On-chain trends show bigger holders using volatility to stack, while leveraged traders on perpetuals get harvested regularly. That’s classic pre-expansion behavior – but it can drag on longer than impatient traders expect.
Verdict: Is Ethereum a Trap or a Generational Setup?
Ethereum right now is both risk and opportunity in pure form.
Risk Lens:
* Regulatory Risk: Any harsh stance on staking, DeFi, or ETH’s classification could trigger a brutal sentiment rug. Legal clarity is still developing.
* Competition Risk: Alt L1s and alternative ecosystems are not asleep.
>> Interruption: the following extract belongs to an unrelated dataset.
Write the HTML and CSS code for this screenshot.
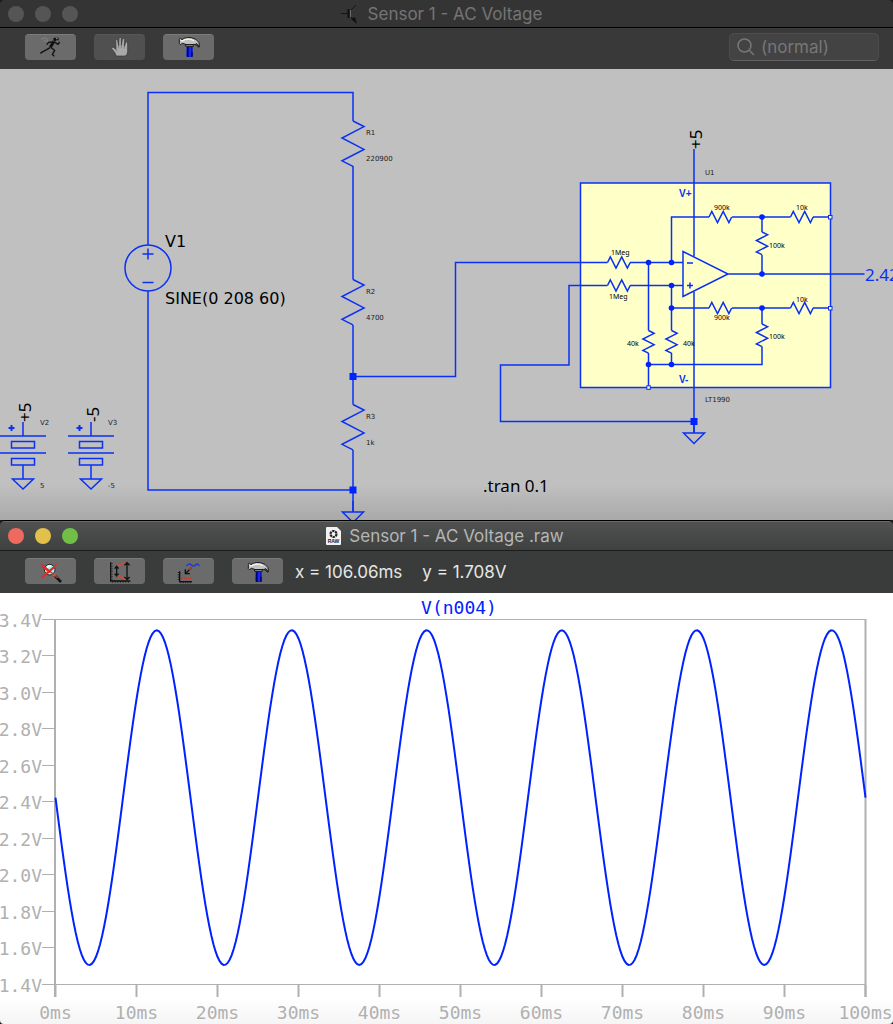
FILE: index.html
```html
<!DOCTYPE html>
<html lang="en">
<head>
<meta charset="utf-8">
<meta name="viewport" content="width=device-width, initial-scale=1">
<title>Sensor 1 - AC Voltage</title>
<link rel="stylesheet" href="styles.css">
</head>
<body>
<svg class="defs" aria-hidden="true">
  <defs>
    <path id="resistor" d="M0 0L11 5.6L-11 17L11 28.4L-11 39.8L0 45.4"/>
    <path id="resistor-s" d="M0 0L5.6 2.8L-5.6 8.5L5.6 14.2L-5.6 19.9L0 22.7"/>
    <path id="resistor-h" d="M0 0L2.8 -5.6L8.5 5.6L14.2 -5.6L19.9 5.6L22.7 0"/>
    <path id="ground" d="M0 -11V0M-10.5 0H10.5L0 10.5Z"/>
    <g id="battery">
      <path d="M0 -14V0M-23 0H23M-11.5 5.5H11.5V12H-11.5ZM-23 17H23M-11.5 22.5H11.5V29H-11.5ZM0 29V43M-10.5 43H10.5L0 53Z"/>
      <path d="M-14.500 -8H-8.500M-11.500 -11V-5" stroke-width="2"/>
    </g>
    <g id="hammer">
      <path d="M23 27H41V57Q41 60 38 60H26Q22 60 22 57Z" fill="#0713d8"/>
      <path d="M26 28V60M39 44V59" stroke="#000466" stroke-width="4"/>
      <path d="M33 30V59" stroke="#2840f5" stroke-width="3"/>
      <path d="M1 7Q1 3 4 4L9 8L16 4Q25 0 37 2Q54 5 60 17L61 30L56 29L51 23L43 22V28H20V22L10 19L4 23L1 20Z" fill="#bfc2bf" stroke="#1b1b1b" stroke-width="3"/>
      <path d="M5 10L10 12L17 8Q31 4 45 11" fill="none" stroke="#f4f4f4" stroke-width="4"/>
      <path d="M18 23H43M51 19L60 29" stroke="#1b1b1b" stroke-width="4"/>
    </g>
  </defs>
</svg>

<main class="desktop">
  <section class="window window-schematic">
    <header class="titlebar">
      <div class="lights"><span class="light"></span><span class="light"></span><span class="light"></span></div>
      <h1 class="title">
        <svg class="title-icon" viewBox="0 0 20 20" aria-hidden="true"><path d="M0 9.500H7M9 7L15 1M9 12L14 17" fill="none" stroke="#141414"/><path d="M7.500 5V14" stroke="#111" stroke-width="2"/><path d="M9.500 6V13" stroke="#6a6a6a"/><path d="M10 15L16 20L14 13Z" fill="#111"/></svg>
        Sensor 1 - AC Voltage
      </h1>
    </header>
    <div class="toolbar">
      <button class="tool" type="button" aria-label="Run">
        <svg class="icon" viewBox="0 0 60 60"><path d="M0 7Q8 0 16 4Q22 7 20 14M8 13Q13 8 17 13" fill="none" stroke="#858585" stroke-width="3"/><path d="M38 2H53V10H46L42 14L37 9Z" fill="#111"/><path d="M45 5H50" stroke="#999" stroke-width="3"/><path d="M39 13L28 31" stroke="#111" stroke-width="9"/><path d="M42 16L51 22L56 15M34 15L23 16L17 23M27 32L17 38L0 47V50M29 31L41 40L34 53L40 58" fill="none" stroke="#111" stroke-width="4"/></svg>
      </button>
      <button class="tool" type="button" aria-label="Halt" disabled>
        <svg class="icon" viewBox="0 0 60 60"><path d="M19 57L14 46L5 35Q4 29 10 31L18 37L17 10Q19 5 23 10L26 26L27 4Q31 -1 34 4V25L37 7Q41 2 44 7L43 28L47 16Q52 12 53 18V44Q53 53 46 57Z" fill="#a9a9a9" stroke="#343434" stroke-width="2"/><path d="M26 25V34M34 25V34M43 27V35M18 37L22 43" fill="none" stroke="#707070" stroke-width="2"/></svg>
      </button>
      <button class="tool" type="button" aria-label="Control panel"><svg class="icon" viewBox="0 0 60 60"><use href="#hammer"/></svg></button>
      <label class="search">
        <svg class="search-icon" viewBox="0 0 18 18" aria-hidden="true"><circle cx="7.500" cy="7.500" r="6.500"/><path d="M12 12L17 17"/></svg>
        <input class="search-field" type="search" placeholder="(normal)" aria-label="Search">
      </label>
    </div>
    <svg class="schematic" viewBox="0 69 893 451" role="img" aria-label="Circuit schematic">
      <defs><linearGradient id="shade" x1="0" y1="0" x2="0" y2="1"><stop offset="0" stop-color="#000" stop-opacity="0"/><stop offset="1" stop-color="#000" stop-opacity=".12"/></linearGradient></defs>
      <rect x="0" y="485" width="893" height="35" fill="url(#shade)"/>
      <g class="wire">
        <path d="M148 245V92.500H353V121M353 166V279.500M353 325V404.500M353 450V512M148 291V490H353M353 376.500H455.500V262.500H580"/>
        <circle cx="148" cy="268" r="23"/>
        <path d="M142.500 254H153.500M148 248.500V259.500M142.500 282.500H153.500"/>
        <use href="#resistor" x="353" y="121"/>
        <use href="#resistor" x="353" y="279.500"/>
        <use href="#resistor" x="353" y="404.500"/>
        <use href="#ground" x="353" y="512"/>
        <use href="#battery" x="23" y="436"/>
        <use href="#battery" x="91" y="436"/>
        <path d="M580 285.500H569V365H500.500V421.500H694"/>
        <use href="#ground" x="694" y="433"/>
      </g>
      <rect class="chip" x="580.500" y="183" width="250" height="204.500"/>
      <g class="wire">
        <path d="M694 149V256.500M694 291.500V433"/>
        <path d="M580 262.500H607.500M630 262.500H683M580 285.500H607.500M630 285.500H683"/>
        <path d="M671.500 262.500V217H709M732 217H790.500M813 217H830M762 217V232M762 255V274"/>
        <path d="M683 251.500L728 274L683 296.500ZM728 274H864.500M687 263H693M687 285.500H693M690 282.500V288.500"/>
        <path d="M648.500 262.500V330.500M648.500 353V387M671.500 285.500V330.500M671.500 353V364.500M671.500 308H709M732 308H790.500M813 308H830M762 308V324M762 346.500V364.500H648.500"/>
        <use href="#resistor-h" x="607.500" y="262.500"/>
        <use href="#resistor-h" x="607.500" y="285.500"/>
        <use href="#resistor-h" x="709" y="217"/>
        <use href="#resistor-h" x="790.500" y="217"/>
        <use href="#resistor-h" x="709" y="308"/>
        <use href="#resistor-h" x="790.500" y="308"/>
        <use href="#resistor-s" x="762" y="232"/>
        <use href="#resistor-s" x="762" y="324"/>
        <use href="#resistor-s" x="648.500" y="330.500"/>
        <use href="#resistor-s" x="671.500" y="330.500"/>
      </g>
      <g class="pin">
        <rect x="828.500" y="215.500" width="3.500" height="3.500"/>
        <rect x="828.500" y="306.500" width="3.500" height="3.500"/>
        <rect x="646.800" y="385.800" width="3.500" height="3.500"/>
      </g>
      <g class="node">
        <rect x="349.500" y="373" width="7" height="7"/>
        <rect x="349.500" y="486.500" width="7" height="7"/>
        <rect x="690.500" y="418" width="7" height="7"/>
        <circle cx="648.500" cy="262.500" r="2.800"/><circle cx="671.500" cy="262.500" r="2.800"/>
        <circle cx="671.500" cy="285.500" r="2.800"/><circle cx="671.500" cy="308" r="2.800"/>
        <circle cx="648.500" cy="364.500" r="2.800"/><circle cx="671.500" cy="364.500" r="2.800"/>
        <circle cx="762" cy="217" r="2.800"/><circle cx="762" cy="274" r="2.800"/><circle cx="762" cy="308" r="2.800"/>
      </g>
      <g class="label">
        <text x="165" y="247">V1</text>
        <text x="165" y="304">SINE(0 208 60)</text>
      </g>
      <g class="label-net">
        <text x="483" y="492">.tran 0.1</text>
        <text transform="translate(702 149) rotate(-90)">+5</text>
        <text transform="translate(31 422) rotate(-90)">+5</text>
        <text transform="translate(99 422) rotate(-90)">-5</text>
        <text x="865" y="281" class="blue">2.42</text>
      </g>
      <g class="label-part">
        <text x="366" y="135">R1</text><text x="366" y="161">220900</text>
        <text x="366" y="294">R2</text><text x="366" y="320">4700</text>
        <text x="366" y="419">R3</text><text x="366" y="445">1k</text>
        <text x="40" y="425">V2</text><text x="40" y="488">5</text>
        <text x="108" y="425">V3</text><text x="108" y="488">-5</text>
        <text x="705" y="175">U1</text><text x="705" y="402">LT1990</text>
      </g>
      <g class="label-value">
        <text x="611" y="255">1Meg</text><text x="609" y="299">1Meg</text>
        <text x="714" y="210">900k</text><text x="714" y="320">900k</text>
        <text x="796" y="210">10k</text><text x="796" y="302">10k</text>
        <text x="769" y="248">100k</text><text x="769" y="339">100k</text>
        <text x="627" y="346">40k</text><text x="683" y="346">40k</text>
      </g>
      <g class="label-supply"><text x="679" y="197">V+</text><text x="679" y="383">V-</text></g>
    </svg>
  </section>

  <section class="window window-plot">
    <header class="titlebar">
      <div class="lights"><span class="light light-close"></span><span class="light light-min"></span><span class="light light-max"></span></div>
      <h2 class="title">
        <svg class="title-icon title-icon-doc" viewBox="0 0 17 20" aria-hidden="true"><path d="M2 1H12L16 5V18Q16 19 15 19H2Q1 19 1 18V2Q1 1 2 1Z" fill="#f2f2f2"/><circle cx="8.500" cy="8" r="3" fill="none" stroke="#222" stroke-width="2.200" stroke-dasharray="2.400 .7"/><text class="doc-type" x="8.500" y="17" text-anchor="middle">RAW</text></svg>
        Sensor 1 - AC Voltage .raw
      </h2>
    </header>
    <div class="toolbar">
      <button class="tool" type="button" aria-label="Zoom to fit">
        <svg class="icon" viewBox="0 0 60 60"><path d="M41 41L60 60" stroke="#111" stroke-width="8"/><path d="M38 37L43 42" stroke="#ddd" stroke-width="5"/><circle cx="26" cy="23" r="16" fill="#a5eef0" stroke="#262626" stroke-width="3"/><path d="M16 26Q17 12 29 12" fill="none" stroke="#fff" stroke-width="4"/><path d="M0 7L9 12L50 48M1 13L28 31M47 7L35 17L1 47M42 15L6 45" fill="none" stroke="#e22a22" stroke-width="4"/></svg>
      </button>
      <button class="tool" type="button" aria-label="Autorange">
        <svg class="icon" viewBox="0 0 60 60"><path d="M2 1V57H61" fill="none" stroke="#111" stroke-width="4"/><path d="M6 3V53M6 60H60" fill="none" stroke="#111" stroke-width="3" stroke-dasharray="3 5"/><path d="M20 12V42M14 20L20 13L26 20M14 35L20 42L26 35M51 2V53M43 10L51 2L59 10M43 45L51 53L59 45" fill="none" stroke="#111" stroke-width="4"/><path d="M23 11L47 1M23 41L47 53" stroke="#e0452c" stroke-width="4"/></svg>
      </button>
      <button class="tool" type="button" aria-label="Add trace">
        <svg class="icon" viewBox="0 0 60 60"><path d="M22 12Q30 2 37 9T50 9T61 12" fill="none" stroke="#1a35d8" stroke-width="4"/><path d="M37 17L19 35M19 22V35H33" fill="none" stroke="#111" stroke-width="4"/><path d="M2 28V59H39" fill="none" stroke="#111" stroke-width="4"/><path d="M-2 30V57M4 62H38" stroke="#111" stroke-width="3" stroke-dasharray="3 4"/><path d="M6 52Q13 43 20 49T39 46M30 23L37 17" fill="none" stroke="#d23a2c" stroke-width="4"/></svg>
      </button>
      <button class="tool" type="button" aria-label="Control panel"><svg class="icon" viewBox="0 0 60 60"><use href="#hammer"/></svg></button>
      <p class="readout"><span>x = 106.06ms</span><span>y = 1.708V</span></p>
    </div>
    <svg class="plot" viewBox="0 593 893 431" role="img" aria-label="V(n004) against time">
      <text class="trace-name" x="459" y="614" text-anchor="middle">V(n004)</text>
      <g class="axes"><path d="M42 619.500H866M42 984.500H866"/><path d="M55 619V997M865.500 619V997" class="axis-bold"/></g>
      <g id="scale" class="scale"></g>
      <path id="trace" class="trace"/>
    </svg>
  </section>
</main>
<script src="script.js"></script>
</body>
</html>
```

FILE: styles.css
```css
* { box-sizing: border-box; }

body {
  margin: 0;
  background: #1c1c1c;
  font-family: Inter, "Liberation Sans", sans-serif;
}

.defs { position: absolute; width: 0; height: 0; }

.desktop { display: flex; flex-direction: column; }

.window { overflow: hidden; }
.window-schematic { background: #393939; border-radius: 5px 5px 0 0; }
.window-plot { background: #3a3c3b; border-top: 1px solid #000; border-radius: 5px 5px 4px 4px; }

.titlebar {
  display: grid;
  grid-template-columns: 1fr auto 1fr;
  align-items: center;
  height: 28px;
  padding: 0 18px 0 8px;
  background: #343434;
  border-bottom: 1px solid #000;
}
.window-plot .titlebar {
  height: 30px;
  padding-right: 12px;
  background: linear-gradient(#505251, #3f4140);
  border-top: 1px solid #6a6c6b;
  border-bottom-color: #1c1c1c;
}

.lights { display: flex; gap: 11px; }
.light { width: 16px; height: 16px; border-radius: 50%; background: #555; }
.light-close { background: #ee6a5f; }
.light-min { background: #e1c04c; }
.light-max { background: #71bf46; }

.title {
  display: flex;
  align-items: center;
  gap: 7px;
  margin: 0;
  color: #747474;
  font-size: 17px;
  font-weight: 400;
  line-height: 24px;
  white-space: nowrap;
}
.window-plot .title { color: #b5b6b5; }
.title-icon { width: 20px; height: 20px; }
.title-icon-doc { width: 17px; }
.doc-type { font: 700 5px "Liberation Sans", sans-serif; fill: #222; }

.toolbar {
  display: flex;
  align-items: center;
  gap: 18px;
  height: 41px;
  padding: 0 14px 0 25px;
}
.window-schematic .toolbar { padding-bottom: 4px; }
.window-plot .toolbar { height: 42px; }
.window-plot .tool { margin-bottom: 2px; }

.tool {
  display: flex;
  align-items: center;
  justify-content: center;
  width: 51px;
  height: 26px;
  padding: 0;
  border: 0;
  border-top: 1px solid #7b7b7b;
  border-radius: 4px;
  background: #6b6b6b;
}
.tool:disabled { background: #505050; border-top-color: #565656; }
.icon { width: 20px; height: 20px; overflow: visible; }

.search {
  display: flex;
  align-items: center;
  gap: 6px;
  width: 150px;
  height: 28px;
  margin-left: auto;
  padding: 0 7px;
  border: 1px solid #4d4d4d;
  border-bottom-color: #626262;
  border-radius: 5px;
  background: #434343;
}
.search-icon { flex: none; width: 18px; height: 18px; fill: none; stroke: #777; stroke-width: 1.5px; }
.search-field {
  width: 100%;
  min-width: 0;
  padding: 0;
  border: 0;
  outline: 0;
  background: transparent;
  color: #777;
  font: 400 17px Inter, "Liberation Sans", sans-serif;
}
.search-field::placeholder { color: #777; opacity: 1; }

.readout {
  display: flex;
  gap: 20px;
  margin: 0 0 0 -6px;
  color: #e6e6e6;
  font-size: 17px;
  font-weight: 400;
  white-space: nowrap;
}

.schematic { display: block; width: 100%; height: auto; background: #c0c0c0; }
.wire { fill: none; stroke: #0a30f5; stroke-width: 1.5px; }
.chip { fill: #ffffc8; stroke: #0a30f5; stroke-width: 1.5px; }
.pin { fill: #ffffc8; stroke: #0a30f5; stroke-width: 1px; }
.node { fill: #0022ff; }

.label { font: 16px "DejaVu Sans", sans-serif; }
.label-net { font: 17px "Noto Sans", sans-serif; }
.blue { fill: #0a30f5; }
.label-part { font: 7px "DejaVu Sans", sans-serif; fill: #222; }
.label-value { font: 7px "Noto Sans", sans-serif; }
.label-supply { font: 700 10px "Liberation Sans", sans-serif; fill: #0a30f5; }

.plot {
  display: block;
  width: 100%;
  height: auto;
  background: linear-gradient(#fff 94%, #f5f5f5);
  font: 18px "DejaVu Sans Mono", monospace;
}
.trace-name { fill: #0022ff; }
.axes, .scale { stroke: #b0b0b0; fill: none; stroke-width: 1px; }
.axis-bold, .scale-time path { stroke-width: 2px; }
.scale text { fill: #b0b0b0; stroke: none; }
.trace { fill: none; stroke: #0022ff; stroke-width: 2px; }
```

FILE: script.js
```js
const NS = "http://www.w3.org/2000/svg";
const plot = { left: 55.5, right: 865.5, top: 619.5, bottom: 984.5 };
const volts = { min: 1.4, max: 3.4, step: 0.2 };
const wave = { offset: 2.424, amplitude: 0.917, cycles: 6 };

const toY = (v) => plot.bottom - ((v - volts.min) / (volts.max - volts.min)) * (plot.bottom - plot.top);
const toX = (ms) => plot.left + (ms / 100) * (plot.right - plot.left);

function add(parent, name, attrs, text) {
  const el = document.createElementNS(NS, name);
  Object.entries(attrs).forEach(([key, value]) => el.setAttribute(key, value));
  if (text) el.textContent = text;
  parent.appendChild(el);
  return el;
}

const scale = document.getElementById("scale");
for (let i = 0; i <= 10; i++) {
  const v = volts.min + i * volts.step;
  add(scale, "path", { d: `M42 ${Math.round(toY(v)) - 0.5}H55` });
  add(scale, "text", { x: 42, y: Math.round(toY(v)) + 7, "text-anchor": "end" }, `${v.toFixed(1)}V`);
}

const time = add(scale, "g", { class: "scale-time" });
for (let ms = 0; ms <= 100; ms += 10) {
  add(time, "path", { d: `M${toX(ms)} 985V997` });
  add(time, "text", { x: toX(ms), y: 1019, "text-anchor": "middle" }, `${ms}ms`);
}

const points = [];
for (let ms = 0; ms <= 100; ms += 0.25) {
  const v = wave.offset - wave.amplitude * Math.sin((2 * Math.PI * wave.cycles * ms) / 100);
  points.push(`${toX(ms).toFixed(2)} ${toY(v).toFixed(2)}`);
}
document.getElementById("trace").setAttribute("d", `M${points.join("L")}`);
```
If they meaningfully capture dev mindshare and liquidity, Ethereum’s dominance narrative gets tested.
* Complexity Risk: Restaking, LRTs, and new DeFi primitives built on top of ETH stack leverage and smart contract risk. If something breaks at scale, ETH will feel the shock.
* Macro Risk: A sharp global risk-off move can nuke high-beta assets. ETH, as a quasi-tech, quasi-yield asset, is not immune.
Opportunity Lens:
* Infra Backbone: Ethereum is still where the deepest liquidity, most audited protocols, and richest L2 ecosystem live.
* Structural Yield: Staking and DeFi generate organic yields that don’t exist for many speculative assets.
* Deflation Optionality: If usage ramps – via DeFi, L2s, institutional flows – the burn mechanics give ETH a unique macro story compared to almost every other token.
* Roadmap Upside: Successful Verkle trees, Pectra, and ongoing rollup-centric improvements fortify ETH’s status as the settlement layer of the internet economy.
If you’re a short-term trader, Ethereum is a high-volatility playground with real liquidation risk. If you’re a longer-term allocator, ETH is a leveraged bet that the world keeps moving on-chain and that Ethereum remains the default coordination and settlement layer.
The key is this: don’t just chase green candles or doom-posts. Understand the tech, respect the macro, manage your risk. Whether WAGMI or get rekt will depend less on the next headline and more on your position sizing, time horizon, and discipline.